* BEGIN Data for the task *

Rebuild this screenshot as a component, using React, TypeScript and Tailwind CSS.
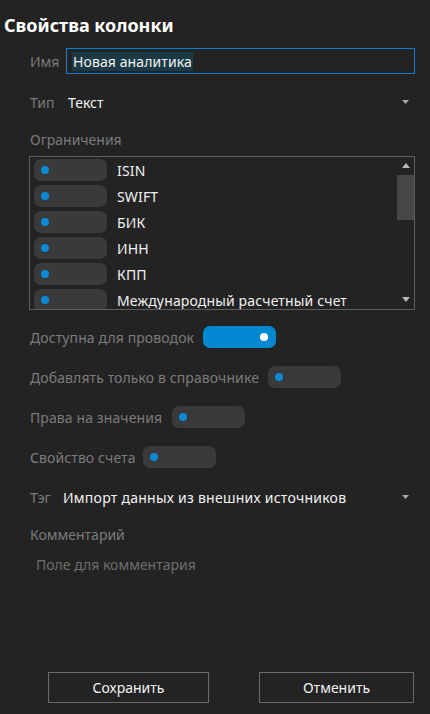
import React from 'react';

/* ++++++++++ DATA ++++++++++ */
const limits = ['ISIN', 'SWIFT', 'БИК', 'ИНН', 'КПП', 'Международный расчетный счет'];

const Toggle: React.FC<{ on?: boolean }> = ({ on }) =>
  on ? (
    <div className="w-[73px] h-[22px] rounded-[7px] bg-[#0288d1] flex items-center justify-end pr-[8px] shrink-0">
      <div className="w-[8px] h-[8px] rounded-full bg-white" />
    </div>
  ) : (
    <div className="w-[73px] h-[22px] rounded-[7px] bg-[#3a3a3a] flex items-center pl-[7px] shrink-0">
      <div className="w-[8px] h-[8px] rounded-full bg-[#0a8ad6]" />
    </div>
  );

const Caret: React.FC = () => (
  <svg width="7" height="4" viewBox="0 0 7 4" className="shrink-0">
    <path d="M0 0 L7 0 L3.5 4 Z" fill="#a8a8a8" />
  </svg>
);

const App: React.FC = () => {
  return (
    <div
      className="w-[430px] h-[714px] bg-[#232323] flex flex-col text-[14px] text-[#f2f2f2]"
      style={{ fontFamily: '"Noto Sans", "Open Sans", sans-serif' }}
    >
      {/* title */}
      <div className="pt-[13px] pl-[4px] h-[37px] text-[18px] leading-6 font-bold text-white">Свойства колонки</div>

      <div className="flex flex-col pl-[30px] pr-[15px]">
        {/* name */}
        <div className="mt-[11px] h-[26px] flex items-center">
          <span className="w-[36px] text-[#7b7b7b]">Имя</span>
          <div className="flex-1 h-[26px] border border-[#0a7fd6] flex items-center pl-[5px]">
            <span className="bg-[#1c3a46] leading-[19px] px-[1px] tracking-[0.1px]">Новая аналитика</span>
          </div>
        </div>

        {/* type */}
        <div className="mt-[15px] h-[26px] flex items-center pr-[6px]">
          <span className="w-[38px] text-[#7b7b7b]">Тип</span>
          <span className="flex-1">Текст</span>
          <Caret />
        </div>

        <div className="mt-[15px] h-[20px] leading-5 text-[#7b7b7b]">Ограничения</div>

        {/* limits list */}
        <div className="mt-[6px] h-[154px] border border-[#5e5e5e] flex overflow-hidden -ml-[1px]">
          <div className="flex-1 flex flex-col gap-[4px] pt-[2px] pl-[4px]">
            {limits.map((l) => (
              <div key={l} className="h-[22px] flex items-center gap-[10px] shrink-0">
                <Toggle />
                <span className="whitespace-nowrap tracking-[0.15px]">{l}</span>
              </div>
            ))}
          </div>
          <div className="w-[17px] flex flex-col items-center">
            <svg width="8" height="5" viewBox="0 0 8 5" className="mt-[6px]">
              <path d="M4 0 L8 5 L0 5 Z" fill="#b8b8b8" />
            </svg>
            <div className="w-full h-[45px] bg-[#474747] mt-[7px]" />
            <div className="flex-1" />
            <svg width="8" height="5" viewBox="0 0 8 5" className="mb-[7px]">
              <path d="M0 0 L8 0 L4 5 Z" fill="#b8b8b8" />
            </svg>
          </div>
        </div>

        {/* switches */}
        <div className="mt-[16px] flex flex-col gap-[18px] tracking-[0.1px]">
          <div className="h-[22px] flex items-center gap-[9px]">
            <span className="text-[#7b7b7b]">Доступна для проводок</span>
            <Toggle on />
          </div>
          <div className="h-[22px] flex items-center gap-[9px]">
            <span className="text-[#7b7b7b]">Добавлять только в справочнике</span>
            <Toggle />
          </div>
          <div className="h-[22px] flex items-center gap-[10px]">
            <span className="text-[#7b7b7b]">Права на значения</span>
            <Toggle />
          </div>
          <div className="h-[22px] flex items-center gap-[7px]">
            <span className="text-[#7b7b7b]">Свойство счета</span>
            <Toggle />
          </div>
        </div>

        {/* tag */}
        <div className="mt-[16px] h-[26px] flex items-center pr-[6px]">
          <span className="w-[33px] text-[#7b7b7b]">Тэг</span>
          <span className="flex-1 tracking-[0.25px]">Импорт данных из внешних источников</span>
          <Caret />
        </div>

        <div className="mt-[15px] h-[20px] leading-5 text-[#7b7b7b]">Комментарий</div>
        <div className="mt-[10px] h-[20px] leading-5 pl-[6px] text-[#6e6e6e]">Поле для комментария</div>
      </div>

      {/* buttons */}
      <div className="mt-auto mb-[11px] flex pl-[48px] pr-[16px] gap-[50px]">
        <button className="w-[161px] h-[31px] border border-[#6b6b6b] text-[#f2f2f2]">Сохранить</button>
        <button className="flex-1 h-[31px] border border-[#6b6b6b] text-[#f2f2f2]">Отменить</button>
      </div>
    </div>
  );
};

export default App;
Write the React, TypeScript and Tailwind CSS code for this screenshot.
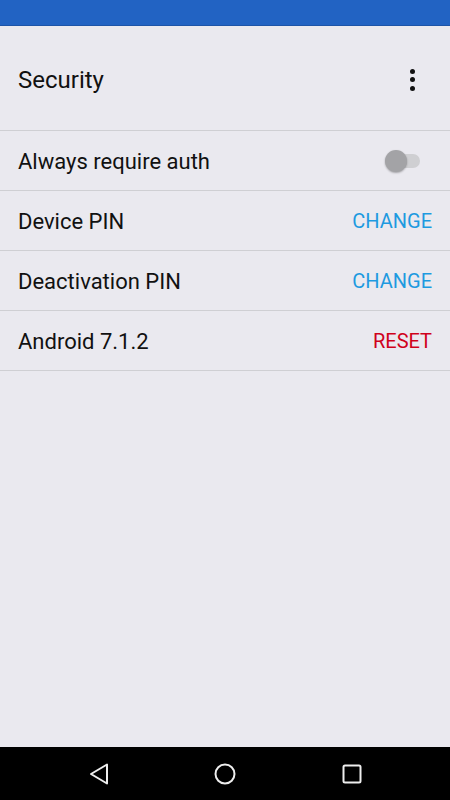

* END Data for the task *

Give every record again exactly, apart from the pictures, which stay out.

**Solution to this problem**:
Rebuild this screenshot as a component, using React, TypeScript and Tailwind CSS.
import React from 'react';

/* ++++++++++ DATA ++++++++++ */
const limits = ['ISIN', 'SWIFT', 'БИК', 'ИНН', 'КПП', 'Международный расчетный счет'];

const Toggle: React.FC<{ on?: boolean }> = ({ on }) =>
  on ? (
    <div className="w-[73px] h-[22px] rounded-[7px] bg-[#0288d1] flex items-center justify-end pr-[8px] shrink-0">
      <div className="w-[8px] h-[8px] rounded-full bg-white" />
    </div>
  ) : (
    <div className="w-[73px] h-[22px] rounded-[7px] bg-[#3a3a3a] flex items-center pl-[7px] shrink-0">
      <div className="w-[8px] h-[8px] rounded-full bg-[#0a8ad6]" />
    </div>
  );

const Caret: React.FC = () => (
  <svg width="7" height="4" viewBox="0 0 7 4" className="shrink-0">
    <path d="M0 0 L7 0 L3.5 4 Z" fill="#a8a8a8" />
  </svg>
);

const App: React.FC = () => {
  return (
    <div
      className="w-[430px] h-[714px] bg-[#232323] flex flex-col text-[14px] text-[#f2f2f2]"
      style={{ fontFamily: '"Noto Sans", "Open Sans", sans-serif' }}
    >
      {/* title */}
      <div className="pt-[13px] pl-[4px] h-[37px] text-[18px] leading-6 font-bold text-white">Свойства колонки</div>

      <div className="flex flex-col pl-[30px] pr-[15px]">
        {/* name */}
        <div className="mt-[11px] h-[26px] flex items-center">
          <span className="w-[36px] text-[#7b7b7b]">Имя</span>
          <div className="flex-1 h-[26px] border border-[#0a7fd6] flex items-center pl-[5px]">
            <span className="bg-[#1c3a46] leading-[19px] px-[1px] tracking-[0.1px]">Новая аналитика</span>
          </div>
        </div>

        {/* type */}
        <div className="mt-[15px] h-[26px] flex items-center pr-[6px]">
          <span className="w-[38px] text-[#7b7b7b]">Тип</span>
          <span className="flex-1">Текст</span>
          <Caret />
        </div>

        <div className="mt-[15px] h-[20px] leading-5 text-[#7b7b7b]">Ограничения</div>

        {/* limits list */}
        <div className="mt-[6px] h-[154px] border border-[#5e5e5e] flex overflow-hidden -ml-[1px]">
          <div className="flex-1 flex flex-col gap-[4px] pt-[2px] pl-[4px]">
            {limits.map((l) => (
              <div key={l} className="h-[22px] flex items-center gap-[10px] shrink-0">
                <Toggle />
                <span className="whitespace-nowrap tracking-[0.15px]">{l}</span>
              </div>
            ))}
          </div>
          <div className="w-[17px] flex flex-col items-center">
            <svg width="8" height="5" viewBox="0 0 8 5" className="mt-[6px]">
              <path d="M4 0 L8 5 L0 5 Z" fill="#b8b8b8" />
            </svg>
            <div className="w-full h-[45px] bg-[#474747] mt-[7px]" />
            <div className="flex-1" />
            <svg width="8" height="5" viewBox="0 0 8 5" className="mb-[7px]">
              <path d="M0 0 L8 0 L4 5 Z" fill="#b8b8b8" />
            </svg>
          </div>
        </div>

        {/* switches */}
        <div className="mt-[16px] flex flex-col gap-[18px] tracking-[0.1px]">
          <div className="h-[22px] flex items-center gap-[9px]">
            <span className="text-[#7b7b7b]">Доступна для проводок</span>
            <Toggle on />
          </div>
          <div className="h-[22px] flex items-center gap-[9px]">
            <span className="text-[#7b7b7b]">Добавлять только в справочнике</span>
            <Toggle />
          </div>
          <div className="h-[22px] flex items-center gap-[10px]">
            <span className="text-[#7b7b7b]">Права на значения</span>
            <Toggle />
          </div>
          <div className="h-[22px] flex items-center gap-[7px]">
            <span className="text-[#7b7b7b]">Свойство счета</span>
            <Toggle />
          </div>
        </div>

        {/* tag */}
        <div className="mt-[16px] h-[26px] flex items-center pr-[6px]">
          <span className="w-[33px] text-[#7b7b7b]">Тэг</span>
          <span className="flex-1 tracking-[0.25px]">Импорт данных из внешних источников</span>
          <Caret />
        </div>

        <div className="mt-[15px] h-[20px] leading-5 text-[#7b7b7b]">Комментарий</div>
        <div className="mt-[10px] h-[20px] leading-5 pl-[6px] text-[#6e6e6e]">Поле для комментария</div>
      </div>

      {/* buttons */}
      <div className="mt-auto mb-[11px] flex pl-[48px] pr-[16px] gap-[50px]">
        <button className="w-[161px] h-[31px] border border-[#6b6b6b] text-[#f2f2f2]">Сохранить</button>
        <button className="flex-1 h-[31px] border border-[#6b6b6b] text-[#f2f2f2]">Отменить</button>
      </div>
    </div>
  );
};

export default App;
Write the React, TypeScript and Tailwind CSS code for this screenshot.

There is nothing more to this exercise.